> [Task requirements]: Output the lines below exactly, please, from the first line until the line with "const QUICK_AMOUNTS = ['-100', '-10', '+10', '+100'];", counting both.

> [Dataset content]:
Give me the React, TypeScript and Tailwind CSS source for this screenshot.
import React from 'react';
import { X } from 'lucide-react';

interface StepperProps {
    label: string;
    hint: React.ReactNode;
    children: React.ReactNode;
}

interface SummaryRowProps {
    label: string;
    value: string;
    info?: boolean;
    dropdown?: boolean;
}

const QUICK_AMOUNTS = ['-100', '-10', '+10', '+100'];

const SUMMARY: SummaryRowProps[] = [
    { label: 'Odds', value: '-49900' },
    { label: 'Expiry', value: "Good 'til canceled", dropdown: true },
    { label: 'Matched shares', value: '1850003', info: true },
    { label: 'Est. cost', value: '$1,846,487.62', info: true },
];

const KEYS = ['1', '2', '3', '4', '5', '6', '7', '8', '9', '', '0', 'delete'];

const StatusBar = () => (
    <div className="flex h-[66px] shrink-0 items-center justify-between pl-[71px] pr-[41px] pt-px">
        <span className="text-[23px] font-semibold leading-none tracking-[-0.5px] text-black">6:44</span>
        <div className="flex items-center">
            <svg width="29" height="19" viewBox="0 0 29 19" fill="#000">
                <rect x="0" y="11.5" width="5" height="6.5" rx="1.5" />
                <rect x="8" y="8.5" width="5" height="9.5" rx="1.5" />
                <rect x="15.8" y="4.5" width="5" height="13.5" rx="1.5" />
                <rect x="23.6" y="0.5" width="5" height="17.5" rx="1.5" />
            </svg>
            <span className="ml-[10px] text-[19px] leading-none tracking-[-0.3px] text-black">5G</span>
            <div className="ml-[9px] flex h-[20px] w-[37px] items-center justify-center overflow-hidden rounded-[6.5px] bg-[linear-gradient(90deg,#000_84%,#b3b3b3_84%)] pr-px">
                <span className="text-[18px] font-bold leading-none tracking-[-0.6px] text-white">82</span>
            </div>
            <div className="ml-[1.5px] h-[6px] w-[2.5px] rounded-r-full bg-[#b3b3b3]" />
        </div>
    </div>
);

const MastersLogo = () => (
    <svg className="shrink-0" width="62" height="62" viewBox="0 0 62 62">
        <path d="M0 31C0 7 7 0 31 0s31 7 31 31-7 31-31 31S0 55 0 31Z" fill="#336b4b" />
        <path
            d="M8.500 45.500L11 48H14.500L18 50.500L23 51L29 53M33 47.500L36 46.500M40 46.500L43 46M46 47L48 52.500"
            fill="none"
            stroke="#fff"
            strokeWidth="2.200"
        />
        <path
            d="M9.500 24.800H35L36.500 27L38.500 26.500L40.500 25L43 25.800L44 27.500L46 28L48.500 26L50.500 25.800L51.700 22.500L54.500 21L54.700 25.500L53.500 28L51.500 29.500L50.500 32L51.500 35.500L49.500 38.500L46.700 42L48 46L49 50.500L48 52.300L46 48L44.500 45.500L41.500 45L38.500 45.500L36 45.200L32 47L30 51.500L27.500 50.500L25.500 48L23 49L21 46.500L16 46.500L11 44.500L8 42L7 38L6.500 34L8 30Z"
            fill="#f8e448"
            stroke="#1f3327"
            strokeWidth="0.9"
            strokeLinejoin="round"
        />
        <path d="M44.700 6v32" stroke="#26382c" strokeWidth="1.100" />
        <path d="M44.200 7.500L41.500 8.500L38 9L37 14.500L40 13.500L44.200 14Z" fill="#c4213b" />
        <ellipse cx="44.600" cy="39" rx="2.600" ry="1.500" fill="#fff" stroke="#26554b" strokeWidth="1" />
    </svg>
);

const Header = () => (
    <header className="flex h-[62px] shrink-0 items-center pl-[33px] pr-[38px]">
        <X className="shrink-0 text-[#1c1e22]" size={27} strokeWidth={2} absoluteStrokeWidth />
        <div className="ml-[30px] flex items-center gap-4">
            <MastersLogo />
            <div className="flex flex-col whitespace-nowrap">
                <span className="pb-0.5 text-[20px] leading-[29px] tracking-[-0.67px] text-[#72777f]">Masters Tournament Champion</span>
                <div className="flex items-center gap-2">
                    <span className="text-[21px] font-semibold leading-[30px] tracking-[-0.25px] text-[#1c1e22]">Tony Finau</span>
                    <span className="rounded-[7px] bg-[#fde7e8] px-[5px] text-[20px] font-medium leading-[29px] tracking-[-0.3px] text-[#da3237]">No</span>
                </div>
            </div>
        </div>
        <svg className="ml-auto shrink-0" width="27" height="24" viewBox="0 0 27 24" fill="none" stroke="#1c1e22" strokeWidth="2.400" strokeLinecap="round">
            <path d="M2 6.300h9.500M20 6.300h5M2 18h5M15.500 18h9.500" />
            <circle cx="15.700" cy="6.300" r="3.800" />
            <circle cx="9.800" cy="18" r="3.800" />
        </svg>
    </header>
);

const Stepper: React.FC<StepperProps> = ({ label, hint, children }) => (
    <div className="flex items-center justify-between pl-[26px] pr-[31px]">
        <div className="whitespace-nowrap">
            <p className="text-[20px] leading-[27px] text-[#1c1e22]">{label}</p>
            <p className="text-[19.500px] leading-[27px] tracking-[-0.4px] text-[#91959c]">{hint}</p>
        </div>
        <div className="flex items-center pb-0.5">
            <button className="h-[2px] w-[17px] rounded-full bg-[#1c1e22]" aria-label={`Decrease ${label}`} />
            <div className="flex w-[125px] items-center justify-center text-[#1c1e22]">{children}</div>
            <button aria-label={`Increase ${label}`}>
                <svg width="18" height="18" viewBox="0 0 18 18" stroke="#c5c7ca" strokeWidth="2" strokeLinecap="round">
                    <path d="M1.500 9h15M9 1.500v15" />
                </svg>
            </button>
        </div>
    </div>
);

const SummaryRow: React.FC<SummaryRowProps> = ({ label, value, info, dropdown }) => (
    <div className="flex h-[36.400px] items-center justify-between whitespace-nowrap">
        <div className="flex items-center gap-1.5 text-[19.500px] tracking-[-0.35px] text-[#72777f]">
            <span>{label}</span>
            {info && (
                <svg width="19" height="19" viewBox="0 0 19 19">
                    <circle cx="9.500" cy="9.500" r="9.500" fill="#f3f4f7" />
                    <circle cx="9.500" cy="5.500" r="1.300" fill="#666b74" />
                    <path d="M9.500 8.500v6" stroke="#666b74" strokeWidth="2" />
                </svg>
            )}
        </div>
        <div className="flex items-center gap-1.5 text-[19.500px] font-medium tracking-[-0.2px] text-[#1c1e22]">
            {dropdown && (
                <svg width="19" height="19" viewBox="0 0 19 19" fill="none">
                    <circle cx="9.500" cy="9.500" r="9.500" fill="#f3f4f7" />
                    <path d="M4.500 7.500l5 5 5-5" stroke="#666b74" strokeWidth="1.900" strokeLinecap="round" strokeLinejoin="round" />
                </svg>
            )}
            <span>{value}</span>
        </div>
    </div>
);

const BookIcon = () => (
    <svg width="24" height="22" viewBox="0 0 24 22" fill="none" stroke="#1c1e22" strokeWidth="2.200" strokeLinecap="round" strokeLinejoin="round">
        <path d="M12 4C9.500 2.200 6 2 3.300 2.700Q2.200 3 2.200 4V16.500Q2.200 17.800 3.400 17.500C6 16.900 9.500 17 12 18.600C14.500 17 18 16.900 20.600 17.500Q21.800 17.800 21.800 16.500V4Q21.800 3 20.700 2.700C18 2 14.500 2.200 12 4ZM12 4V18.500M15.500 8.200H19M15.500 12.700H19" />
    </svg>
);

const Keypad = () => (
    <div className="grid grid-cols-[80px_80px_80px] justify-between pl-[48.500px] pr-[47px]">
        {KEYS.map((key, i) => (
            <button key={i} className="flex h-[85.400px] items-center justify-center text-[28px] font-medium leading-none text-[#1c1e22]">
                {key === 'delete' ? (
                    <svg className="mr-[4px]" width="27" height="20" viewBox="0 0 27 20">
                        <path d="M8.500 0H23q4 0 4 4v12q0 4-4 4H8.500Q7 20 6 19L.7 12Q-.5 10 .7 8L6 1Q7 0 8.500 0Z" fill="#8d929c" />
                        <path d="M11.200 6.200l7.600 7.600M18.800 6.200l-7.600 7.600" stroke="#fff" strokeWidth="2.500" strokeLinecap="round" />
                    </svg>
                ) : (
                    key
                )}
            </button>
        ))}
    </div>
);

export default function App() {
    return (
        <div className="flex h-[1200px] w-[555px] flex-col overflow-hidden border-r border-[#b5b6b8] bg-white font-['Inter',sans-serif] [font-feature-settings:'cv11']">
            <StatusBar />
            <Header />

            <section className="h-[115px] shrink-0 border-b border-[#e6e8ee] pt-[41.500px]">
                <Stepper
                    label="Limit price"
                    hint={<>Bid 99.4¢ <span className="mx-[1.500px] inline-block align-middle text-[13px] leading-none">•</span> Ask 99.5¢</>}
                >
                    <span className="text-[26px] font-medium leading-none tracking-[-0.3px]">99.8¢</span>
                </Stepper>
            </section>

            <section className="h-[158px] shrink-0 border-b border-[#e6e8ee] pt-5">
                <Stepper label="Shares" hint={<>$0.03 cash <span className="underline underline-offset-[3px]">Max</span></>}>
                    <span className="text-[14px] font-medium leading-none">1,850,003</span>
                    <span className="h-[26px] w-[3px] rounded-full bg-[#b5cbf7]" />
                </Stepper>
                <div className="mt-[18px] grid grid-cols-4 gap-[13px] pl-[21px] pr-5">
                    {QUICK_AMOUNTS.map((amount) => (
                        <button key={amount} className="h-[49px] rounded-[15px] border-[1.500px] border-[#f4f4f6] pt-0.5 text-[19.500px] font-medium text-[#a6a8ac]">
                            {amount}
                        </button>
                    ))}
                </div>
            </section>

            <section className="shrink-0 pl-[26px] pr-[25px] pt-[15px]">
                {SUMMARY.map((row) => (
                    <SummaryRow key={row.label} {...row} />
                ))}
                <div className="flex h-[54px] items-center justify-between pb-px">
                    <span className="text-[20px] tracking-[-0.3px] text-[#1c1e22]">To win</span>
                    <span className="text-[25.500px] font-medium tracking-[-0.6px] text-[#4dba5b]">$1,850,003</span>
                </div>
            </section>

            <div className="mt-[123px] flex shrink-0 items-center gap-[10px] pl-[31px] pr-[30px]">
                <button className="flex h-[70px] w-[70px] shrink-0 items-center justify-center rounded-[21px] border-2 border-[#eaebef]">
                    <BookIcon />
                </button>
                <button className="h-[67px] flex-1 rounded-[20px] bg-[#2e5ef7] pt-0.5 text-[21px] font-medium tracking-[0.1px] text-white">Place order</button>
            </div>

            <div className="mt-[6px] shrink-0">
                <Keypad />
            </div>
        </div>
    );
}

> [Worked answer]:
Give me the React, TypeScript and Tailwind CSS source for this screenshot.
import React from 'react';
import { X } from 'lucide-react';

interface StepperProps {
    label: string;
    hint: React.ReactNode;
    children: React.ReactNode;
}

interface SummaryRowProps {
    label: string;
    value: string;
    info?: boolean;
    dropdown?: boolean;
}

const QUICK_AMOUNTS = ['-100', '-10', '+10', '+100'];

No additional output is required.